- Pages as source code
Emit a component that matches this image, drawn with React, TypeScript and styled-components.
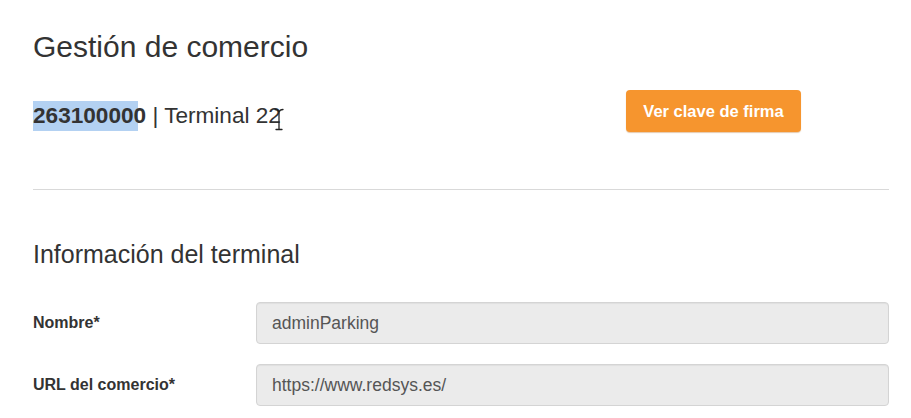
import React from "react";
import styled, { createGlobalStyle } from "styled-components";

const Global = createGlobalStyle`
  html, body { margin: 0; padding: 0; background: #ffffff; }
  body { font-family: "Liberation Sans", Arial, sans-serif; color: #333333; }
`;

const Page = styled.div`
  padding: 29px 22px 0 33px;
  width: 911px;
  box-sizing: border-box;
`;

const Title = styled.h1`
  margin: 0;
  font-size: 30px;
  line-height: 36px;
  font-weight: 400;
  color: #333;
`;

const HeaderRow = styled.div`
  margin-top: 25px;
  display: grid;
  grid-template-columns: 593px auto;
  align-items: start;
`;

const MerchantLine = styled.div`
  margin-top: 13px;
  font-size: 22.6px;
  line-height: 26px;
  color: #333;
  white-space: nowrap;
`;

const Code = styled.strong`
  font-weight: 700;
`;

const Selected = styled.span`
  background: #b3d1f2;
  padding: 2px 4px 3px 0;
  margin-right: -4px;
`;

const CursorWrap = styled.span`
  position: relative;
`;

const Cursor = styled.svg`
  position: absolute;
  left: 5px;
  top: 5px;
`;

const SignButton = styled.button`
  height: 42px;
  width: 175px;
  border: none;
  border-radius: 4px;
  background: #f6952e;
  box-shadow: 0 1px 1px rgba(180, 100, 20, 0.35);
  color: #ffffff;
  font-family: "Liberation Sans", Arial, sans-serif;
  font-weight: 700;
  font-size: 16.5px;
  cursor: pointer;
`;

const Divider = styled.hr`
  margin: 57px 0 0 0;
  border: none;
  height: 1px;
  background: #d9d9d9;
`;

const SectionTitle = styled.h2`
  margin: 49px 0 0 0;
  font-size: 25px;
  line-height: 30px;
  font-weight: 400;
  color: #333;
`;

const Form = styled.div`
  margin-top: 33px;
  display: flex;
  flex-direction: column;
  gap: 20px;
`;

const FieldRow = styled.div`
  display: grid;
  grid-template-columns: 223px 1fr;
  align-items: center;
`;

const Label = styled.label`
  font-size: 16px;
  font-weight: 700;
  color: #333;
`;

const Input = styled.input`
  height: 42px;
  box-sizing: border-box;
  width: 100%;
  border: 1px solid #d4d4d4;
  border-radius: 4px;
  background: #ebebeb;
  box-shadow: inset 0 1px 1px rgba(0, 0, 0, 0.05);
  padding: 0 15px;
  font-family: "Liberation Sans", Arial, sans-serif;
  font-size: 17.5px;
  color: #555555;
  outline: none;
`;

export default function App() {
  return (
    <>
      <Global />
      <Page>
        <Title>Gestión de comercio</Title>
        <HeaderRow>
          <MerchantLine>
            <Code>
              <Selected>26310000</Selected>0
            </Code>{" "}
            | Terminal 2
            <CursorWrap>
              2
              <Cursor width="12" height="24" viewBox="0 0 12 24">
                <path
                  d="M2 1.5 C4 1.5 5.5 2.5 6 4 C6.5 2.5 8 1.5 10 1.5 M6 4 V21 M3 21.5 H9"
                  fill="none"
                  stroke="#222"
                  strokeWidth="1.3"
                  strokeLinecap="round"
                />
              </Cursor>
            </CursorWrap>
          </MerchantLine>
          <SignButton>Ver clave de firma</SignButton>
        </HeaderRow>
        <Divider />
        <SectionTitle>Información del terminal</SectionTitle>
        <Form>
          <FieldRow>
            <Label>Nombre*</Label>
            <Input readOnly value="adminParking" />
          </FieldRow>
          <FieldRow>
            <Label>URL del comercio*</Label>
            <Input readOnly value="https://www.redsys.es/" />
          </FieldRow>
        </Form>
      </Page>
    </>
  );
}
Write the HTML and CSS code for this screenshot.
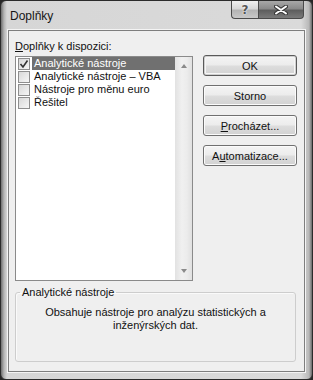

- SHORT EXERCISE
In how many lines does the word "this" appear? Respond with the number alone.

- CORRECT RESULT
2